— BEGIN COLLECTED MATERIAL —

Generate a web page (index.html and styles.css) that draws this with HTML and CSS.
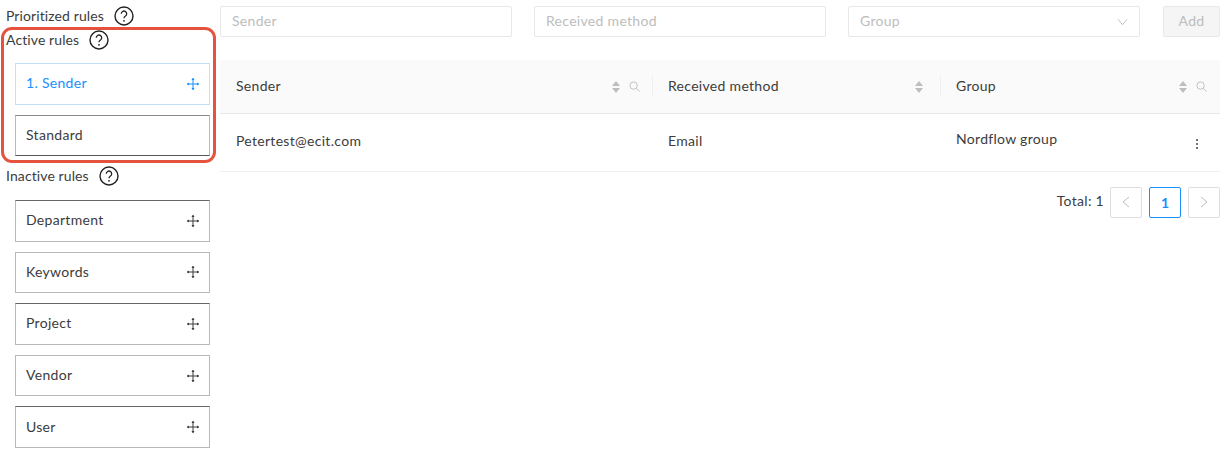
FILE: index.html
```html
<!DOCTYPE html>
<html lang="en">
<head>
    <meta charset="UTF-8">
    <meta name="viewport" content="width=device-width, initial-scale=1.0">
    <title>Prioritized rules</title>
    <link rel="stylesheet" href="styles.css">
</head>
<body>
    <svg class="sprites" width="0" height="0" aria-hidden="true">
        <symbol id="help" viewBox="0 0 20 20">
            <circle cx="10" cy="10" r="9" fill="none" stroke="currentColor" stroke-width="1.4"/>
            <path d="M7.3 7.8a2.7 2.7 0 1 1 4.2 2.2c-1 .7-1.5 1.1-1.5 2.3" fill="none" stroke="currentColor" stroke-width="1.3"/>
            <circle cx="10" cy="14.8" r=".9" fill="currentColor"/>
        </symbol>
        <symbol id="move" viewBox="0 0 12 12">
            <path d="M6 0v12M0 6h12" fill="none" stroke="currentColor" stroke-width="1"/>
            <path d="M6 0l1.6 2H4.400zM6 12l1.600-2H4.400zM0 6l2-1.600v3.200zM12 6l-2-1.600v3.200z" fill="currentColor"/>
        </symbol>
        <symbol id="sort" viewBox="0 0 8 12">
            <path d="M4 0l4 5H0zM4 12l4-5H0z" fill="currentColor"/>
        </symbol>
        <symbol id="search" viewBox="0 0 12 12">
            <circle cx="5" cy="5" r="4" fill="none" stroke="currentColor" stroke-width="1"/>
            <path d="M8 8l3.500 3.500" fill="none" stroke="currentColor" stroke-width="1"/>
        </symbol>
    </svg>

    <div class="page">
        <aside class="rules">
            <div class="rules-title top"><span>Prioritized rules</span> <svg class="help"><use href="#help"/></svg></div>

            <section class="active-rules">
                <div class="rules-title"><span>Active rules</span> <svg class="help"><use href="#help"/></svg></div>
                <div class="rule rule-selected"><span>1. Sender</span> <svg class="move"><use href="#move"/></svg></div>
                <div class="rule rule-dark rule-last"><span>Standard</span></div>
                <div class="highlight"></div>
            </section>

            <div class="rules-title inactive"><span>Inactive rules</span> <svg class="help"><use href="#help"/></svg></div>
            <div class="rule rule-dark-top"><span>Department</span> <svg class="move"><use href="#move"/></svg></div>
            <div class="rule"><span>Keywords</span> <svg class="move"><use href="#move"/></svg></div>
            <div class="rule rule-dark-top"><span>Project</span> <svg class="move"><use href="#move"/></svg></div>
            <div class="rule"><span>Vendor</span> <svg class="move"><use href="#move"/></svg></div>
            <div class="rule rule-dark-top"><span>User</span> <svg class="move"><use href="#move"/></svg></div>
        </aside>

        <main class="content">
            <div class="filters">
                <input class="field" type="text" placeholder="Sender">
                <input class="field" type="text" placeholder="Received method">
                <div class="field select">
                    <span>Group</span>
                    <svg class="chevron" viewBox="0 0 12 8"><path d="M1 1l5 6 5-6" fill="none" stroke="currentColor" stroke-width="1"/></svg>
                </div>
                <button class="add" disabled>Add</button>
            </div>

            <table class="grid">
                <thead>
                    <tr>
                        <th class="col-sender">
                            <div class="th-inner">Sender
                                <span class="th-icons">
                                    <svg class="sort"><use href="#sort"/></svg>
                                    <svg class="search"><use href="#search"/></svg>
                                </span>
                            </div>
                        </th>
                        <th class="col-method">
                            <div class="th-inner">Received method
                                <span class="th-icons">
                                    <svg class="sort sort-only"><use href="#sort"/></svg>
                                </span>
                            </div>
                        </th>
                        <th>
                            <div class="th-inner">Group
                                <span class="th-icons">
                                    <svg class="sort"><use href="#sort"/></svg>
                                    <svg class="search"><use href="#search"/></svg>
                                </span>
                            </div>
                        </th>
                    </tr>
                </thead>
                <tbody>
                    <tr>
                        <td class="cell-sender">Petertest@ecit.com</td>
                        <td>Email</td>
                        <td>
                            <div class="group-cell">
                                <span class="group-name">Nordflow group</span>
                                <span class="kebab"><i></i><i></i><i></i></span>
                            </div>
                        </td>
                    </tr>
                </tbody>
            </table>

            <div class="pager">
                <span class="total">Total: 1</span>
                <button class="page-btn"><svg viewBox="0 0 8 12"><path d="M7 1L1 6l6 5" fill="none" stroke="currentColor"/></svg></button>
                <button class="page-btn current">1</button>
                <button class="page-btn"><svg viewBox="0 0 8 12"><path d="M1 1l6 5-6 5" fill="none" stroke="currentColor"/></svg></button>
            </div>
        </main>
    </div>
</body>
</html>
```

FILE: styles.css
```css
:root {
    --text: #3c3c3c;
    --muted: #bdbdbd;
    --line: #e8e8e8;
    --blue: #1890ff;
}

* {
    box-sizing: border-box;
}

body {
    margin: 0;
    background: #fff;
    color: var(--text);
    font-family: "Lato", "Noto Sans", sans-serif;
    font-size: 14px;
    letter-spacing: 0.3px;
}

.sprites {
    position: absolute;
}

.page {
    display: flex;
    width: 1224px;
}

.rules {
    flex: 0 0 220px;
    padding: 6px 10px 0 6px;
}

.rules-title {
    display: flex;
    align-items: center;
    gap: 10px;
    height: 20px;
    letter-spacing: 0.1px;
}

.rules-title span {
    margin-bottom: 2px;
}

.top {
    margin-bottom: 4px;
}

.inactive {
    margin: 9px 0 13.8px;
}

.help {
    width: 20px;
    height: 20px;
    color: #222;
}

.active-rules {
    position: relative;
    padding-bottom: 1px;
}

.active-rules .rules-title {
    margin-bottom: 13px;
}

.rule {
    display: flex;
    align-items: center;
    justify-content: space-between;
    width: 195px;
    height: 41.6px;
    margin: 0 0 10px 9px;
    padding: 0 10px;
    border: 1px solid #b8b8b8;
}

.rule span {
    margin-bottom: 2px;
}

.rule-last {
    margin-bottom: 0;
}

.rule-selected {
    border-color: #bfe0fb;
    color: var(--blue);
}

.rule-dark {
    border-top-color: #8a8a8a;
    border-bottom-color: #555;
}

.rule-dark-top {
    border-top-color: #666;
}

.move {
    width: 12px;
    height: 12px;
}

.highlight {
    position: absolute;
    left: -5px;
    top: -3px;
    width: 215px;
    height: 136px;
    border: 3px solid #e5533d;
    border-radius: 11px;
    pointer-events: none;
}

.content {
    flex: 0 0 1000px;
    padding-top: 6px;
}

.filters {
    display: flex;
    gap: 22px;
    height: 31px;
}

.field {
    width: 292px;
    height: 31px;
    padding: 0 11px 2px;
    border: 1px solid var(--line);
    border-radius: 2px;
    font: inherit;
    letter-spacing: inherit;
}

.field::placeholder {
    color: var(--muted);
}

.select {
    display: flex;
    align-items: center;
    justify-content: space-between;
    color: var(--muted);
}

.chevron {
    width: 11px;
    height: 8px;
    margin-top: 2px;
}

.add {
    width: 57px;
    height: 31px;
    margin-left: 1px;
    padding: 0 0 2px;
    border: 1px solid var(--line);
    border-radius: 2px;
    background: #f5f5f5;
    color: var(--muted);
    font: inherit;
    letter-spacing: inherit;
}

.grid {
    width: 1000px;
    margin-top: 23px;
    border-collapse: collapse;
    table-layout: fixed;
}

.col-sender {
    width: 433px;
}

.col-method {
    width: 288px;
}

th {
    height: 53px;
    padding: 0;
    background: #fafafa;
    border-bottom: 1px solid var(--line);
    font-weight: 400;
    text-align: left;
}

.th-inner {
    display: flex;
    align-items: center;
    justify-content: space-between;
    height: 22px;
    padding: 0 12px 2px 15px;
    border-right: 1px solid #f0f0f0;
}

.col-sender .th-inner {
    padding-left: 16px;
}

th:last-child .th-inner {
    padding-right: 13px;
    border-right: 0;
}

.th-icons {
    display: flex;
    align-items: center;
    gap: 9px;
    margin-top: 3px;
    color: var(--muted);
}

.sort {
    width: 8px;
    height: 12px;
}

.sort-only {
    margin-right: 5px;
}

.search {
    width: 11px;
    height: 11px;
}

td {
    height: 58px;
    padding: 0 7px 4px 15px;
    border-bottom: 1px solid #f0f0f0;
}

td.cell-sender {
    padding-left: 16px;
}

.group-cell {
    display: flex;
    align-items: center;
    justify-content: space-between;
    padding-right: 15px;
}

.group-name {
    margin-bottom: 4px;
}

.kebab {
    display: flex;
    flex-direction: column;
    gap: 2px;
    width: 2px;
    margin-top: 8px;
}

.kebab i {
    width: 2px;
    height: 2px;
    border-radius: 50%;
    background: #444;
}

.pager {
    display: flex;
    align-items: center;
    justify-content: flex-end;
    gap: 7px;
    margin-top: 15px;
}

.total {
    margin-right: -1px;
    padding-bottom: 4px;
}

.page-btn {
    display: flex;
    align-items: center;
    justify-content: center;
    width: 32px;
    height: 31px;
    padding: 0;
    border: 1px solid #dedede;
    border-radius: 2px;
    background: #fff;
    color: var(--muted);
    font: inherit;
    font-weight: 700;
}

.page-btn svg {
    width: 8px;
    height: 12px;
}

.current {
    border-color: var(--blue);
    color: var(--blue);
}
```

— END COLLECTED MATERIAL —

▶ [TASK REQUIREMENTS]: Locate all lines that include the word "index" and copy them out.

▶ [COMPLETE OUTPUT]:
Generate a web page (index.html and styles.css) that draws this with HTML and CSS.
FILE: index.html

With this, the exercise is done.